Current Market Analysis
Last Month's Results
Statistics to Watch
Trends To Watch
What I'm Thinking and Doing
Personal News and Notes

Current Market Analysis

More than six weeks into the new year, the market continues to climb steadily higher. Amazingly, the market is ignoring the troubles in the Middle East, dismissing the severe lack of job growth in our economy and the desperate debts weighing down our federal, state and local governments in this country. So what is propelling the markets higher? Cash, low interest rates and corporate profitability. The government has created a party and we're all invited, that is until the bills have to be paid. But for now, the bubbly is flowing so we can enjoy the buzz.

As I write this on an unseasonably warm Thursday afternoon, the Dow Jones Industrial Average is trading at a new two-year high of 12,315, 3.9% higher than it was five weeks ago. In December I wrote about excessive optimism in the market, which suggested that a correction might be forthcoming, Two months later the Dow is still rising unabated, so watch out; the correction will come, sooner or later. But when it comes, I believe it will just be a pause that refreshes, setting the stage for a continued bull market.
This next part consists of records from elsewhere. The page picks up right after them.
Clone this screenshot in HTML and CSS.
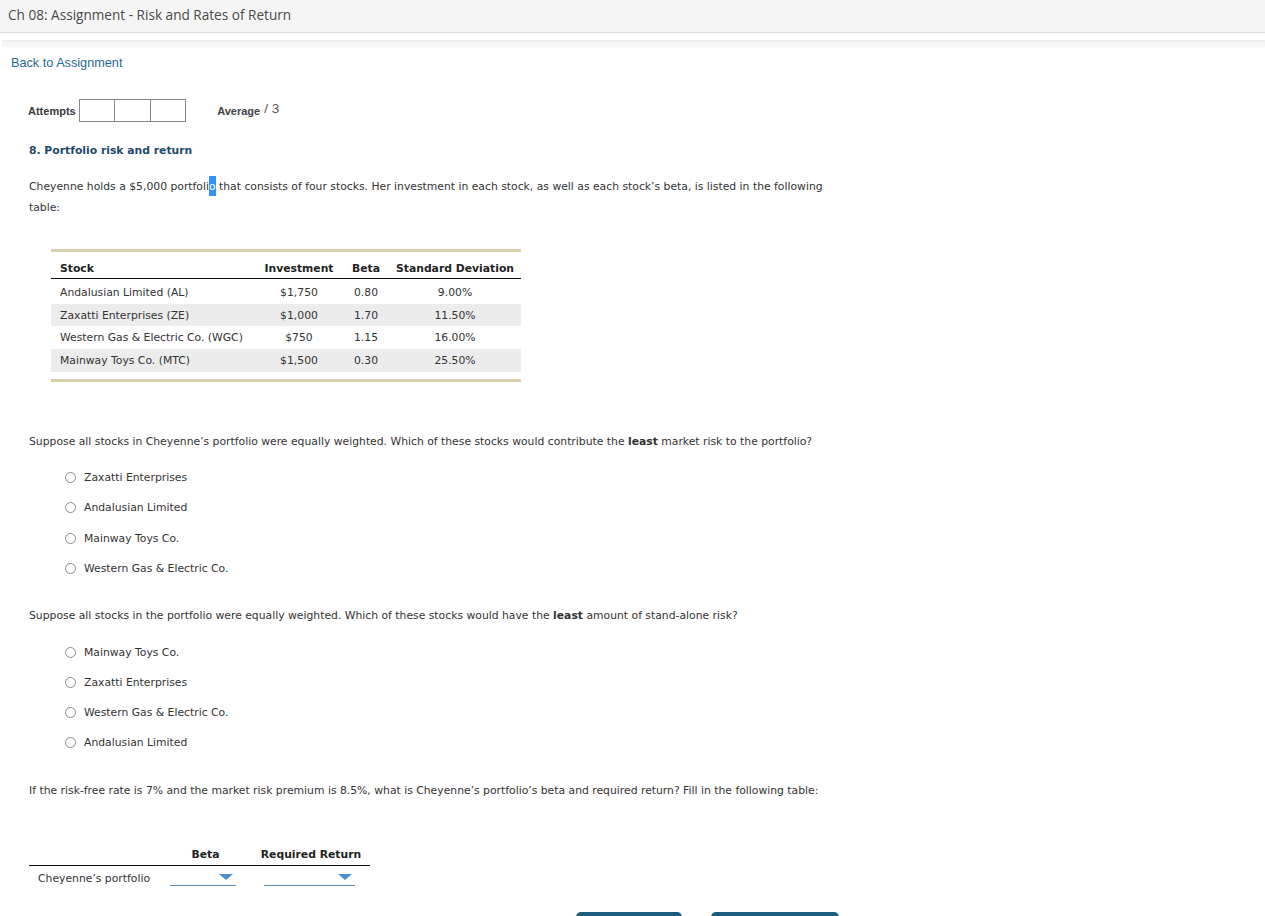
FILE: index.html
```html
<!DOCTYPE html>
<html>
<head>
<meta charset="utf-8">
<link rel="stylesheet" href="styles.css">
</head>
<body>
<div class="topbar">Ch 08: Assignment - Risk and Rates of Return</div>
<div class="band"></div>
<a class="back" href="#">Back to Assignment</a>
<div class="attempts">
  <span class="att-label">Attempts</span>
  <span class="boxes"><span class="box"></span><span class="box"></span><span class="box"></span></span>
  <span class="avg">Average</span><span class="avg-num">/ 3</span>
</div>
<div class="content">
  <h2 class="qtitle">8. Portfolio risk and return</h2>
  <p class="intro">Cheyenne holds a $5,000 portfoli<span class="sel">o</span> that consists of four stocks. Her investment in each stock, as well as each stock’s beta, is listed in the following table:</p>

  <div class="tablewrap">
    <table class="data">
      <thead>
        <tr><th class="c-stock">Stock</th><th class="c-inv">Investment</th><th class="c-beta">Beta</th><th class="c-sd">Standard Deviation</th></tr>
      </thead>
      <tbody>
        <tr><td class="c-stock">Andalusian Limited (AL)</td><td class="c-inv">$1,750</td><td class="c-beta">0.80</td><td class="c-sd">9.00%</td></tr>
        <tr class="alt"><td class="c-stock">Zaxatti Enterprises (ZE)</td><td class="c-inv">$1,000</td><td class="c-beta">1.70</td><td class="c-sd">11.50%</td></tr>
        <tr><td class="c-stock">Western Gas &amp; Electric Co. (WGC)</td><td class="c-inv">$750</td><td class="c-beta">1.15</td><td class="c-sd">16.00%</td></tr>
        <tr class="alt"><td class="c-stock">Mainway Toys Co. (MTC)</td><td class="c-inv">$1,500</td><td class="c-beta">0.30</td><td class="c-sd">25.50%</td></tr>
      </tbody>
    </table>
  </div>

  <p class="question q1">Suppose all stocks in Cheyenne’s portfolio were equally weighted. Which of these stocks would contribute the <b>least</b> market risk to the portfolio?</p>
  <ul class="options">
    <li><span class="radio"></span>Zaxatti Enterprises</li>
    <li><span class="radio"></span>Andalusian Limited</li>
    <li><span class="radio"></span>Mainway Toys Co.</li>
    <li><span class="radio"></span>Western Gas &amp; Electric Co.</li>
  </ul>

  <p class="question q2">Suppose all stocks in the portfolio were equally weighted. Which of these stocks would have the <b>least</b> amount of stand-alone risk?</p>
  <ul class="options">
    <li><span class="radio"></span>Mainway Toys Co.</li>
    <li><span class="radio"></span>Zaxatti Enterprises</li>
    <li><span class="radio"></span>Western Gas &amp; Electric Co.</li>
    <li><span class="radio"></span>Andalusian Limited</li>
  </ul>

  <p class="question q3">If the risk-free rate is 7% and the market risk premium is 8.5%, what is Cheyenne’s portfolio’s beta and required return? Fill in the following table:</p>

  <table class="answer">
    <thead>
      <tr><th class="a-label"></th><th class="a-beta">Beta</th><th class="a-ret">Required Return</th></tr>
    </thead>
    <tbody>
      <tr>
        <td class="a-label">Cheyenne’s portfolio</td>
        <td class="a-beta"><span class="dd dd-beta"><span class="arrow"></span></span></td>
        <td class="a-ret"><span class="dd dd-ret"><span class="arrow"></span></span></td>
      </tr>
    </tbody>
  </table>

  <div class="buttons">
    <span class="btn btn1"></span>
    <span class="btn btn2"></span>
  </div>
</div>
</body>
</html>
```

FILE: styles.css
```css
html, body {
  margin: 0;
  padding: 0;
  background: #fff;
  overflow: hidden;
}
body {
  width: 1265px;
  height: 916px;
  font-family: "DejaVu Sans", Verdana, sans-serif;
  color: #333;
}
.topbar {
  height: 32px;
  line-height: 30px;
  background: #f5f5f5;
  border-bottom: 1px solid #dedede;
  padding-left: 8px;
  font-family: "Open Sans", "Liberation Sans", sans-serif;
  font-size: 13.6px;
  color: #4a4a4a;
}
.band {
  margin: 7px 0 0 2px;
  height: 7px;
  border-top: 1px solid #ececec;
  background: linear-gradient(#f2f2f2, #fbfbfb);
}
.back {
  display: block;
  margin: 7px 0 0 11px;
  font-family: "Liberation Sans", Arial, sans-serif;
  font-size: 12.7px;
  line-height: 16px;
  color: #1f6a92;
  text-decoration: none;
}
.attempts {
  display: flex;
  align-items: center;
  margin: 28px 0 0 28px;
  height: 23px;
  font-family: "Liberation Sans", Arial, sans-serif;
}
.att-label {
  font-size: 11px;
  font-weight: bold;
  color: #3a3a3a;
  margin-right: 3px;
}
.boxes {
  display: flex;
  border: 1px solid #888;
}
.box {
  width: 34.5px;
  height: 21px;
  border-left: 1px solid #888;
}
.box:first-child { border-left: 0; }
.avg {
  margin-left: 31px;
  font-size: 11px;
  font-weight: bold;
  color: #444;
}
.avg-num {
  margin-left: 4px;
  font-size: 13.5px;
  color: #555;
  position: relative;
  top: -2px;
}
.content {
  padding-left: 29px;
  font-size: 10.8px;
}
.qtitle {
  margin: 22px 0 0;
  font-size: 10.8px;
  font-weight: bold;
  color: #1d4a6b;
  line-height: 14px;
}
.intro {
  margin: 18px 0 0;
  width: 815px;
  line-height: 21px;
  color: #333;
}
.sel {
  background: #3390ff;
  color: #fff;
  padding: 4px 0 3px;
}
.tablewrap {
  margin: 31px 0 0 22px;
  width: 470px;
  border-top: 3px solid #d8d1ac;
  border-bottom: 3px solid #d8d1ac;
  padding-bottom: 7px;
}
.data {
  width: 470px;
  border-collapse: collapse;
  font-size: 10.8px;
  color: #333;
}
.data th {
  font-weight: bold;
  color: #222;
  padding: 9px 0 3px;
  border-bottom: 1px solid #111;
  height: 14px;
}
.data td {
  padding: 0;
  height: 22.7px;
}
.data tbody tr:first-child td { padding-top: 2px; }
.data tr.alt td { background: #ececec; }
.c-stock { text-align: left; padding-left: 9px !important; width: 195px; }
.c-inv { text-align: center; width: 88px; }
.c-beta { text-align: center; width: 46px; }
.c-sd { text-align: center; }
.question {
  margin: 0;
  line-height: 14px;
}
.q1 { margin-top: 53px; }
.q2 { margin-top: 34px; }
.q3 { margin-top: 34px; }
.options {
  list-style: none;
  margin: 22px 0 0;
  padding: 0 0 0 36px;
}
.options li {
  display: flex;
  align-items: center;
  height: 14px;
  margin-bottom: 16.2px;
  color: #333;
}
.radio {
  width: 9px;
  height: 9px;
  border: 1px solid #8a8a8a;
  border-radius: 50%;
  margin-right: 8px;
  background: #fff;
}
.answer {
  margin-top: 50px;
  border-collapse: collapse;
  font-size: 10.8px;
}
.answer th {
  font-weight: bold;
  color: #222;
  padding: 0 0 3px;
  border-bottom: 1px solid #111;
  height: 14px;
}
.answer td {
  padding: 6px 0 0;
  height: 14px;
}
.a-label { width: 132px; text-align: left; padding-left: 9px !important; }
.answer th.a-label { padding-left: 0 !important; }
.a-beta { width: 75px; text-align: left; }
.a-ret { width: 125px; text-align: left; }
.answer td.a-ret { padding-left: 19px; width: 106px; }
.answer th.a-beta { text-align: center; padding-right: 4px; width: 71px; }
.answer th.a-ret { text-align: center; padding-left: 7px; width: 118px; }
.dd {
  display: inline-block;
  position: relative;
  height: 12px;
  border-bottom: 1px solid #5a8ab0;
  vertical-align: middle;
}
.dd-beta { width: 66px; }
.dd-ret { width: 91px; }
.arrow {
  position: absolute;
  right: 3px;
  top: 1px;
  width: 0;
  height: 0;
  border-left: 7px solid transparent;
  border-right: 7px solid transparent;
  border-top: 6px solid #4a8fcc;
}
.buttons {
  display: flex;
  gap: 29px;
  margin: 26px 0 0 547px;
}
.btn {
  display: block;
  height: 20px;
  background: #1c5d7f;
  border-radius: 5px 5px 0 0;
}
.btn1 { width: 106px; }
.btn2 { width: 128px; }
```
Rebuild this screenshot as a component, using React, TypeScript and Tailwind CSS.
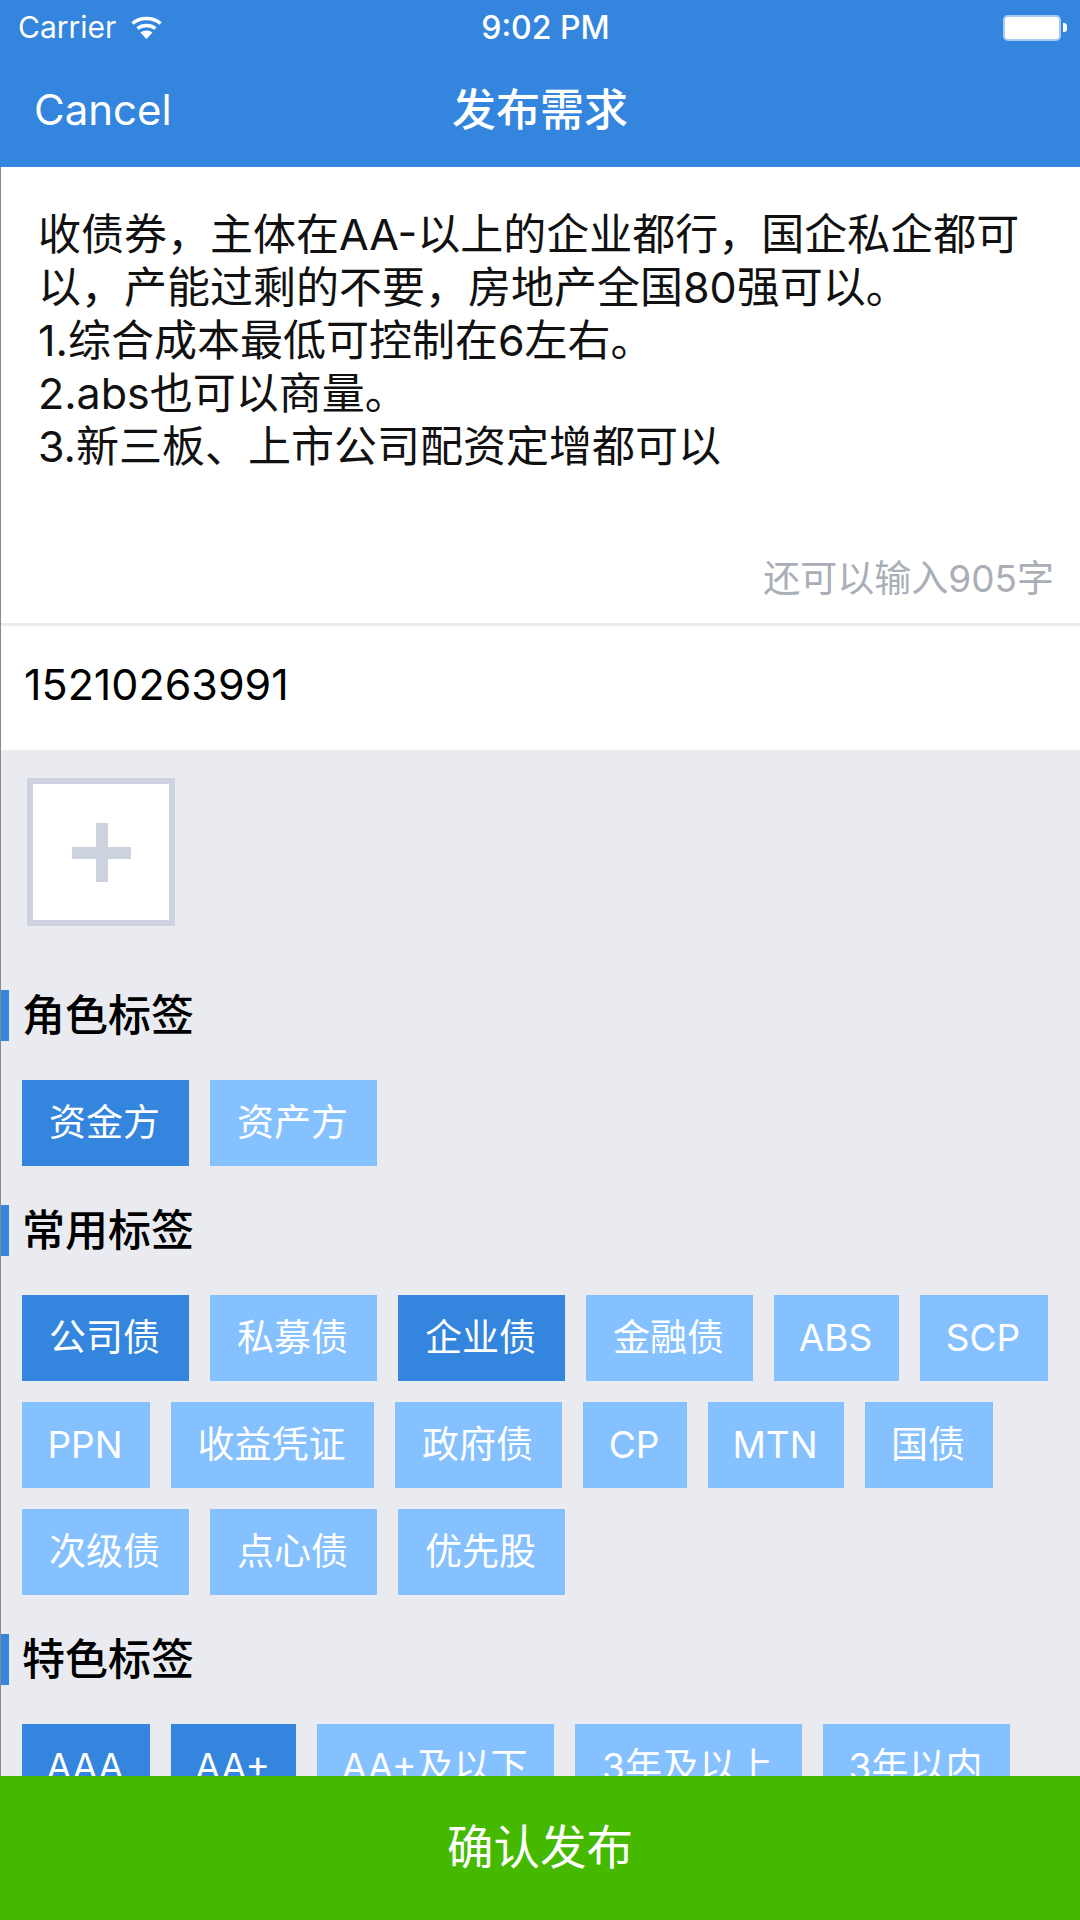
const FONT = 'font-["Inter","Noto_Sans_CJK_SC",sans-serif]';

interface TagItem {
  label: string;
  width: string;
  active?: boolean;
}

const roleTags: TagItem[] = [
  { label: '资金方', width: 'w-[167px]', active: true },
  { label: '资产方', width: 'w-[167px]' },
];

const commonTags: TagItem[] = [
  { label: '公司债', width: 'w-[167px]', active: true },
  { label: '私募债', width: 'w-[167px]' },
  { label: '企业债', width: 'w-[167px]', active: true },
  { label: '金融债', width: 'w-[167px]' },
  { label: 'ABS', width: 'w-[125px]' },
  { label: 'SCP', width: 'w-[128px]' },
  { label: 'PPN', width: 'w-[128px]' },
  { label: '收益凭证', width: 'w-[203px]' },
  { label: '政府债', width: 'w-[167px]' },
  { label: 'CP', width: 'w-[104px]' },
  { label: 'MTN', width: 'w-[136px]' },
  { label: '国债', width: 'w-[128px]' },
  { label: '次级债', width: 'w-[167px]' },
  { label: '点心债', width: 'w-[167px]' },
  { label: '优先股', width: 'w-[167px]' },
];

const specialTags: TagItem[] = [
  { label: 'AAA', width: 'w-[128px]', active: true },
  { label: 'AA+', width: 'w-[125px]', active: true },
  { label: 'AA+及以下', width: 'w-[237px]' },
  { label: '3年及以上', width: 'w-[227px]' },
  { label: '3年以内', width: 'w-[187px]' },
];

function TagGroup({ title, tags }: { title: string; tags: TagItem[] }) {
  return (
    <div>
      <div className="flex items-center h-[51px]">
        <div className="w-[8px] h-full bg-[#3385dd]" />
        <h3 className="ml-[13px] text-[43px] font-medium text-black leading-none">{title}</h3>
      </div>
      <div className="flex flex-wrap gap-[21px] pl-[21px] py-[39px]">
        {tags.map((tag) => (
          <div
            key={tag.label}
            className={`h-[86px] pr-[2px] flex items-center justify-center text-[37px] text-white ${tag.width} ${
              tag.active ? 'bg-[#3385dd]' : 'bg-[#85c0ff]'
            }`}
          >
            {tag.label}
          </div>
        ))}
      </div>
    </div>
  );
}

export default function App() {
  return (
    <div className={`w-[1080px] h-[1920px] flex flex-col overflow-hidden bg-[#e9ebf0] ${FONT}`}>
      {/* Header */}
      <div className="h-[167px] shrink-0 bg-[#3385dd] text-white flex flex-col">
        <div className="h-[55px] grid grid-cols-[1fr_auto_1fr] items-center pl-[18px] pr-[13px] text-[30px]">
          <div className="flex items-center gap-[15px]">
            <span>Carrier</span>
            <svg width="31" height="23" viewBox="0 0 31 23" fill="none" stroke="white" strokeWidth="3.4">
              <path d="M1.5 7.5C9 .8 22 .8 29.5 7.5" />
              <path d="M6.5 12.5C11.5 8.5 19.5 8.5 24.5 12.5" />
              <path d="M15.5 23L9.5 16.5C12.5 13.8 18.5 13.8 21.5 16.5Z" fill="white" stroke="none" />
            </svg>
          </div>
          <span className="ml-[6px] text-[32px] font-medium">9:02 PM</span>
          <div className="flex items-center justify-end">
            <div className="w-[58px] h-[26px] rounded-[5px] bg-white border-[2px] border-[#a9cdf2]" />
            <div className="ml-[2px] w-[4px] h-[9px] bg-white rounded-r-[3px]" />
          </div>
        </div>
        <div className="flex-1 grid grid-cols-[1fr_auto_1fr] items-center px-[34px] pb-[3px]">
          <span className="text-[42px]">Cancel</span>
          <span className="text-[44px] font-medium">发布需求</span>
        </div>
      </div>

      {/* Body */}
      <div className="flex-1 min-h-0 overflow-hidden border-l border-[#8a8a8a]">
        <div className="h-[459px] bg-white border-b-[3px] border-[#e9ebf0] flex flex-col pl-[37px] pr-[26px] pt-[41px] pb-[22px]">
          <p className="flex-1 text-[43px] leading-[53px] text-[#111]">
            收债券，主体在AA-以上的企业都行，国企私企都可以，产能过剩的不要，房地产全国80强可以。
            <br />
            1.综合成本最低可控制在6左右。
            <br />
            2.abs也可以商量。
            <br />
            3.新三板、上市公司配资定增都可以
          </p>
          <div className="text-right text-[37px] leading-[44px] text-[#aaaeb6]">还可以输入905字</div>
        </div>

        <div className="h-[124px] bg-white flex items-center pl-[23px] pb-[7px] text-[43px] text-black">15210263991</div>

        <div className="pt-[28px]">
          <div className="ml-[26px] w-[148px] h-[148px] bg-white border-[6px] border-[#ccd3df] flex items-center justify-center">
            <svg width="59" height="59" viewBox="0 0 59 59">
              <rect x="24" y="0" width="12" height="59" fill="#ccd3df" />
              <rect x="0" y="24" width="59" height="12" fill="#ccd3df" />
            </svg>
          </div>
        </div>

        <div className="pt-[64px]">
          <TagGroup title="角色标签" tags={roleTags} />
          <TagGroup title="常用标签" tags={commonTags} />
          <TagGroup title="特色标签" tags={specialTags} />
        </div>
      </div>

      {/* Footer */}
      <div className="h-[144px] shrink-0 bg-[#45b900] flex items-center justify-center text-white text-[46.5px]">
        确认发布
      </div>
    </div>
  );
}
So let's look at some charts and see if they tell us anything. The daily chart of the Industrial Average right now is exceedingly bullish. The market has gained about 28% since the recent low set last June with only one brief 3% correction (in November). RSI suggests the Dow is oversold and the index is trading well above the trendline and the 50-day moving average. After blowing right past 12,000, who knows what's next, but beware the inevitable selloff.

Like the Industrial average, the Transportation average has broken to new highs, re-confirming an interim bull signal according to Dow Theory. The index is also trading above both moving averages and the 50-day is much higher than the 200-day average. All of this is bullish. The next resistance level come in around 5,500 with strong support around 5,000.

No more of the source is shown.